__Data extract__:
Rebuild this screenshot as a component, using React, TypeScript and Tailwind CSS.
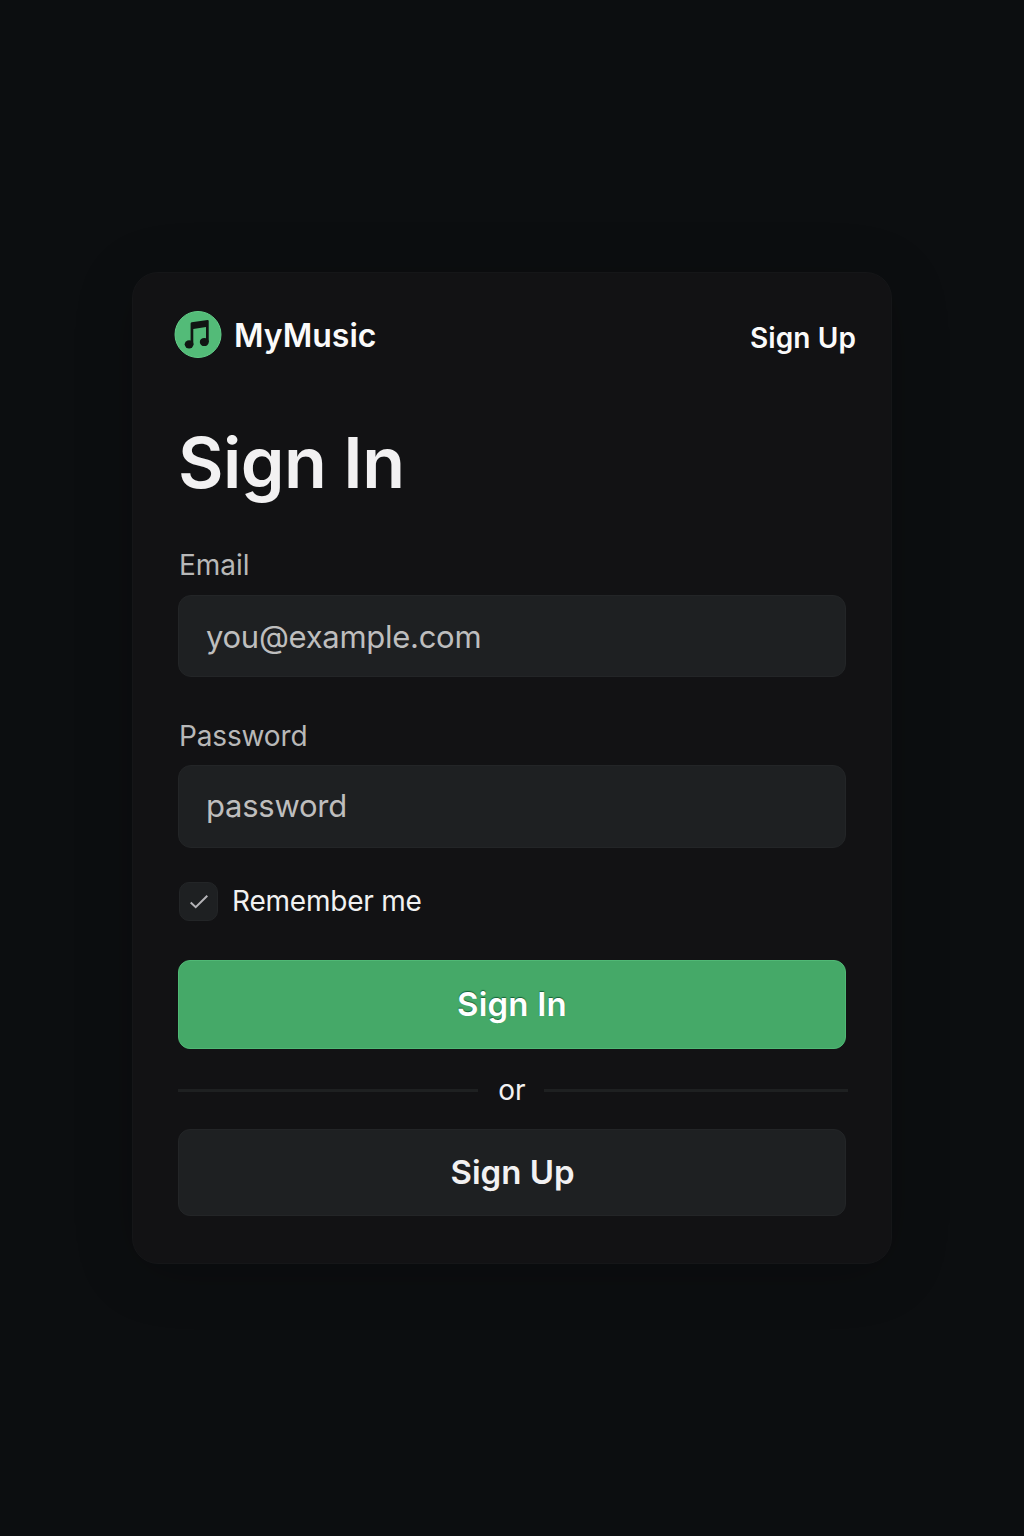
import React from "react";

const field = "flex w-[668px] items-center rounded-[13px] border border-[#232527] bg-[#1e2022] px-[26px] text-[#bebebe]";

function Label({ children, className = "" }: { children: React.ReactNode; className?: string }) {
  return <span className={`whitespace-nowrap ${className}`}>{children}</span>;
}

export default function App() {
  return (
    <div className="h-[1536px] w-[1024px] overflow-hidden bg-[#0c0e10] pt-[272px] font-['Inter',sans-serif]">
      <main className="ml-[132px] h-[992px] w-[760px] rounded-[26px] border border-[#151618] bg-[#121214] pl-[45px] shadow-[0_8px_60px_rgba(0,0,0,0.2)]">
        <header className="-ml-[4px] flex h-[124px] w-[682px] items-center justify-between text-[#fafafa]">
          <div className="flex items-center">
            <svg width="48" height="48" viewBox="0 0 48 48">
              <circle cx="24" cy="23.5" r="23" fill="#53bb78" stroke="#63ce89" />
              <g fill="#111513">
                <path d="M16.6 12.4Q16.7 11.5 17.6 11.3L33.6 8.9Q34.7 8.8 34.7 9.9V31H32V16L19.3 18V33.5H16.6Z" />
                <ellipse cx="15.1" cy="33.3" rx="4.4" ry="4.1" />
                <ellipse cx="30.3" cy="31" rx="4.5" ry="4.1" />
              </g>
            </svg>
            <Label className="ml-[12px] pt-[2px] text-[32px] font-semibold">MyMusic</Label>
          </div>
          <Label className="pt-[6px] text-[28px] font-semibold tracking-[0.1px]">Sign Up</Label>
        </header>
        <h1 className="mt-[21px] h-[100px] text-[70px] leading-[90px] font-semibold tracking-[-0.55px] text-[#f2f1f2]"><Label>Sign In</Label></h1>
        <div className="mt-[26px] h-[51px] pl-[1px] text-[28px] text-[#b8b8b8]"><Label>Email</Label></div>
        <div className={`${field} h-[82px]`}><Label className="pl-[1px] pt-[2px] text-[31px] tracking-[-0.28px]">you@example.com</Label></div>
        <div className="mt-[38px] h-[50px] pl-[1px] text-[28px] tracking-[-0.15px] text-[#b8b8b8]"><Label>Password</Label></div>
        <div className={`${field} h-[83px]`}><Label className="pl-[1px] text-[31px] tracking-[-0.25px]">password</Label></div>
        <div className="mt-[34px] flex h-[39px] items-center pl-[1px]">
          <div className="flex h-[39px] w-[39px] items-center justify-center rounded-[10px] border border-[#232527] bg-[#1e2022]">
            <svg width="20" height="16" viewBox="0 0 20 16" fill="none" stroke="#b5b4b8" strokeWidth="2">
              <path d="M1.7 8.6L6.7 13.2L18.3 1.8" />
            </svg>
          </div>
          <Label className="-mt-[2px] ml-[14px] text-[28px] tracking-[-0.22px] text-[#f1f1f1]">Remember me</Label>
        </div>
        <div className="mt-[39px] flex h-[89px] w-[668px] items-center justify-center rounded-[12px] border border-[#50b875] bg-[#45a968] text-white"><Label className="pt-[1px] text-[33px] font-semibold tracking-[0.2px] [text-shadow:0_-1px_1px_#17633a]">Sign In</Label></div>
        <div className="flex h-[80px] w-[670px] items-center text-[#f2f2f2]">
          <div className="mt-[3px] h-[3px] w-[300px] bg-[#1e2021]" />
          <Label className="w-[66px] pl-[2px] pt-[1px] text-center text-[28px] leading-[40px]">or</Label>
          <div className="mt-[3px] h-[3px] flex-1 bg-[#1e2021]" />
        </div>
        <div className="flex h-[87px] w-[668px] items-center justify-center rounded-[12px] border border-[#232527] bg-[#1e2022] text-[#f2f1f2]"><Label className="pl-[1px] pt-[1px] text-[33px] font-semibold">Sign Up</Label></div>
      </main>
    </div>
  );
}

__Instructions for the task__:
Leave out the pictures. Transcribe only the lines above, from the first through the one that contains "w-[668px] items-center rounded-[13px]".

__Solution for this exercise__:
Rebuild this screenshot as a component, using React, TypeScript and Tailwind CSS.
import React from "react";

const field = "flex w-[668px] items-center rounded-[13px] border border-[#232527] bg-[#1e2022] px-[26px] text-[#bebebe]";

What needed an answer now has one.